Collected data –
§ §

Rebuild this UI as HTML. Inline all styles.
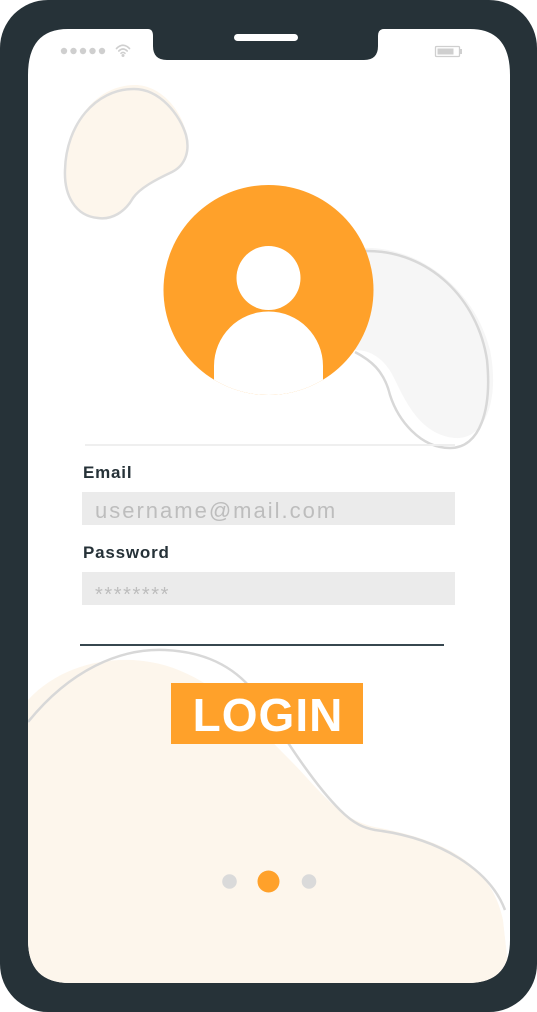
<!DOCTYPE html>
<html><head><meta charset="utf-8"><style>
html,body{margin:0;padding:0;background:#fff}
body{width:537px;height:1012px;overflow:hidden}
svg{display:block}
</style></head><body>
<svg width="537" height="1012" viewBox="0 0 537 1012" xmlns="http://www.w3.org/2000/svg">
<defs>
<clipPath id="scr"><path d="M68 29 H148 Q153 29 153 36 V46 Q153 60 167 60 H364 Q378 60 378 46 V36 Q378 29 384 29 H470 Q510 29 510 75 V940 Q510 983 468 983 H70 Q28 983 28 940 V75 Q28 29 68 29 Z"/></clipPath>
<clipPath id="av"><circle cx="268.5" cy="290" r="105"/></clipPath>
</defs>
<rect x="0" y="0" width="537" height="1012" rx="48" fill="#263238"/>
<g clip-path="url(#scr)">
<rect x="0" y="0" width="537" height="1012" fill="#fff"/>
<path d="M135 85 C165 85 190 120 188 150 C186 162 180 168 172 172 C155 180 140 188 133 198 C125 212 112 220 98 218 C75 216 64 195 65 170 C66 125 95 85 135 85 Z" fill="#fdf6ec"/>
<path d="M134 89 C160 89 180 115 186 135 C190 150 186 165 172 172 C155 180 140 188 133 198 C125 212 112 220 98 218 C75 216 64 195 65 170 C66 125 95 89 134 89 Z" fill="none" stroke="#dcdcdc" stroke-width="2.5"/>
<path d="M360 248 C420 245 475 290 490 350 C500 400 485 440 455 438 C420 435 405 400 395 380 C385 358 370 350 355 350 Z" fill="#f6f6f6"/>
<path d="M365 251 C430 250 478 300 487 360 C492 410 480 448 450 448 C420 448 398 420 390 395 C384 370 370 360 355 352" fill="none" stroke="#d8d8d8" stroke-width="2.5"/>
<path d="M28 700 C60 665 110 655 150 662 C210 672 250 720 290 760 C320 790 340 822 380 828 C440 840 490 860 503 920 L510 983 L28 983 Z" fill="#fdf6ec"/>
<path d="M28 722 C70 670 120 648 165 650 C210 652 240 670 260 700 C280 730 310 780 340 810 C355 825 365 828 375 830 C440 838 490 870 505 910" fill="none" stroke="#d8d8d8" stroke-width="2.5"/>
</g>
<rect x="234" y="34" width="64" height="7" rx="3.5" fill="#fff"/>
<g fill="#cfcfcf">
<circle cx="64" cy="51" r="3.2"/><circle cx="73.5" cy="51" r="3.2"/><circle cx="83" cy="51" r="3.2"/><circle cx="92.5" cy="51" r="3.2"/><circle cx="102" cy="51" r="3.2"/>
<circle cx="123" cy="55.5" r="1.5"/>
</g>
<g fill="none" stroke="#cfcfcf" stroke-width="1.6" stroke-linecap="round">
<path d="M116.5 48.5 Q123 42 129.5 48.5"/><path d="M118.8 51 Q123 47 127.2 51"/><path d="M121 53.3 Q123 51.5 125 53.3"/>
</g>
<rect x="435.5" y="46.5" width="24" height="10" rx="1" fill="none" stroke="#cfcfcf" stroke-width="1.3"/>
<rect x="437.5" y="48.5" width="16" height="6" fill="#cfcfcf"/>
<rect x="460" y="49" width="2" height="5" fill="#cfcfcf"/>
<circle cx="268.5" cy="290" r="105" fill="#ffa12a"/>
<g clip-path="url(#av)" fill="#fff">
<circle cx="268.5" cy="278" r="32"/>
<path d="M214 366 A54.5 54.5 0 0 1 323 366 V400 H214 Z"/>
</g>
<rect x="85" y="444" width="370" height="2" fill="#efefef"/>
<text x="83" y="478" font-family="Liberation Sans, sans-serif" font-weight="bold" font-size="17" fill="#263238" letter-spacing="0.8">Email</text>
<rect x="82" y="492" width="373" height="33" fill="#ebebeb"/>
<text x="95" y="518" font-family="Liberation Sans, sans-serif" font-size="22" fill="#bdbdbd" letter-spacing="2">username@mail.com</text>
<text x="83" y="558" font-family="Liberation Sans, sans-serif" font-weight="bold" font-size="17" fill="#263238" letter-spacing="0.8">Password</text>
<rect x="82" y="572" width="373" height="33" fill="#ebebeb"/>
<text x="95" y="601" font-family="Liberation Sans, sans-serif" font-size="20" fill="#bdbdbd" letter-spacing="1.6">********</text>
<rect x="80" y="644" width="364" height="2" fill="#37474f"/>
<rect x="171" y="683" width="192" height="61" fill="#ffa12a"/>
<text x="268" y="731" text-anchor="middle" font-family="Liberation Sans, sans-serif" font-weight="bold" font-size="46" fill="#fff" letter-spacing="1">LOGIN</text>
<circle cx="229.5" cy="881.5" r="7.3" fill="#dadada"/>
<circle cx="268.5" cy="881.5" r="11" fill="#ffa12a"/>
<circle cx="309" cy="881.5" r="7.3" fill="#dadada"/>
</svg>
</body></html>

§ §

Work to do –
Write out the whole listing exactly, and drop the pictures.

Task result –
Rebuild this UI as HTML. Inline all styles.
<!DOCTYPE html>
<html><head><meta charset="utf-8"><style>
html,body{margin:0;padding:0;background:#fff}
body{width:537px;height:1012px;overflow:hidden}
svg{display:block}
</style></head><body>
<svg width="537" height="1012" viewBox="0 0 537 1012" xmlns="http://www.w3.org/2000/svg">
<defs>
<clipPath id="scr"><path d="M68 29 H148 Q153 29 153 36 V46 Q153 60 167 60 H364 Q378 60 378 46 V36 Q378 29 384 29 H470 Q510 29 510 75 V940 Q510 983 468 983 H70 Q28 983 28 940 V75 Q28 29 68 29 Z"/></clipPath>
<clipPath id="av"><circle cx="268.5" cy="290" r="105"/></clipPath>
</defs>
<rect x="0" y="0" width="537" height="1012" rx="48" fill="#263238"/>
<g clip-path="url(#scr)">
<rect x="0" y="0" width="537" height="1012" fill="#fff"/>
<path d="M135 85 C165 85 190 120 188 150 C186 162 180 168 172 172 C155 180 140 188 133 198 C125 212 112 220 98 218 C75 216 64 195 65 170 C66 125 95 85 135 85 Z" fill="#fdf6ec"/>
<path d="M134 89 C160 89 180 115 186 135 C190 150 186 165 172 172 C155 180 140 188 133 198 C125 212 112 220 98 218 C75 216 64 195 65 170 C66 125 95 89 134 89 Z" fill="none" stroke="#dcdcdc" stroke-width="2.5"/>
<path d="M360 248 C420 245 475 290 490 350 C500 400 485 440 455 438 C420 435 405 400 395 380 C385 358 370 350 355 350 Z" fill="#f6f6f6"/>
<path d="M365 251 C430 250 478 300 487 360 C492 410 480 448 450 448 C420 448 398 420 390 395 C384 370 370 360 355 352" fill="none" stroke="#d8d8d8" stroke-width="2.5"/>
<path d="M28 700 C60 665 110 655 150 662 C210 672 250 720 290 760 C320 790 340 822 380 828 C440 840 490 860 503 920 L510 983 L28 983 Z" fill="#fdf6ec"/>
<path d="M28 722 C70 670 120 648 165 650 C210 652 240 670 260 700 C280 730 310 780 340 810 C355 825 365 828 375 830 C440 838 490 870 505 910" fill="none" stroke="#d8d8d8" stroke-width="2.5"/>
</g>
<rect x="234" y="34" width="64" height="7" rx="3.5" fill="#fff"/>
<g fill="#cfcfcf">
<circle cx="64" cy="51" r="3.2"/><circle cx="73.5" cy="51" r="3.2"/><circle cx="83" cy="51" r="3.2"/><circle cx="92.5" cy="51" r="3.2"/><circle cx="102" cy="51" r="3.2"/>
<circle cx="123" cy="55.5" r="1.5"/>
</g>
<g fill="none" stroke="#cfcfcf" stroke-width="1.6" stroke-linecap="round">
<path d="M116.5 48.5 Q123 42 129.5 48.5"/><path d="M118.8 51 Q123 47 127.2 51"/><path d="M121 53.3 Q123 51.5 125 53.3"/>
</g>
<rect x="435.5" y="46.5" width="24" height="10" rx="1" fill="none" stroke="#cfcfcf" stroke-width="1.3"/>
<rect x="437.5" y="48.5" width="16" height="6" fill="#cfcfcf"/>
<rect x="460" y="49" width="2" height="5" fill="#cfcfcf"/>
<circle cx="268.5" cy="290" r="105" fill="#ffa12a"/>
<g clip-path="url(#av)" fill="#fff">
<circle cx="268.5" cy="278" r="32"/>
<path d="M214 366 A54.5 54.5 0 0 1 323 366 V400 H214 Z"/>
</g>
<rect x="85" y="444" width="370" height="2" fill="#efefef"/>
<text x="83" y="478" font-family="Liberation Sans, sans-serif" font-weight="bold" font-size="17" fill="#263238" letter-spacing="0.8">Email</text>
<rect x="82" y="492" width="373" height="33" fill="#ebebeb"/>
<text x="95" y="518" font-family="Liberation Sans, sans-serif" font-size="22" fill="#bdbdbd" letter-spacing="2">username@mail.com</text>
<text x="83" y="558" font-family="Liberation Sans, sans-serif" font-weight="bold" font-size="17" fill="#263238" letter-spacing="0.8">Password</text>
<rect x="82" y="572" width="373" height="33" fill="#ebebeb"/>
<text x="95" y="601" font-family="Liberation Sans, sans-serif" font-size="20" fill="#bdbdbd" letter-spacing="1.6">********</text>
<rect x="80" y="644" width="364" height="2" fill="#37474f"/>
<rect x="171" y="683" width="192" height="61" fill="#ffa12a"/>
<text x="268" y="731" text-anchor="middle" font-family="Liberation Sans, sans-serif" font-weight="bold" font-size="46" fill="#fff" letter-spacing="1">LOGIN</text>
<circle cx="229.5" cy="881.5" r="7.3" fill="#dadada"/>
<circle cx="268.5" cy="881.5" r="11" fill="#ffa12a"/>
<circle cx="309" cy="881.5" r="7.3" fill="#dadada"/>
</svg>
</body></html>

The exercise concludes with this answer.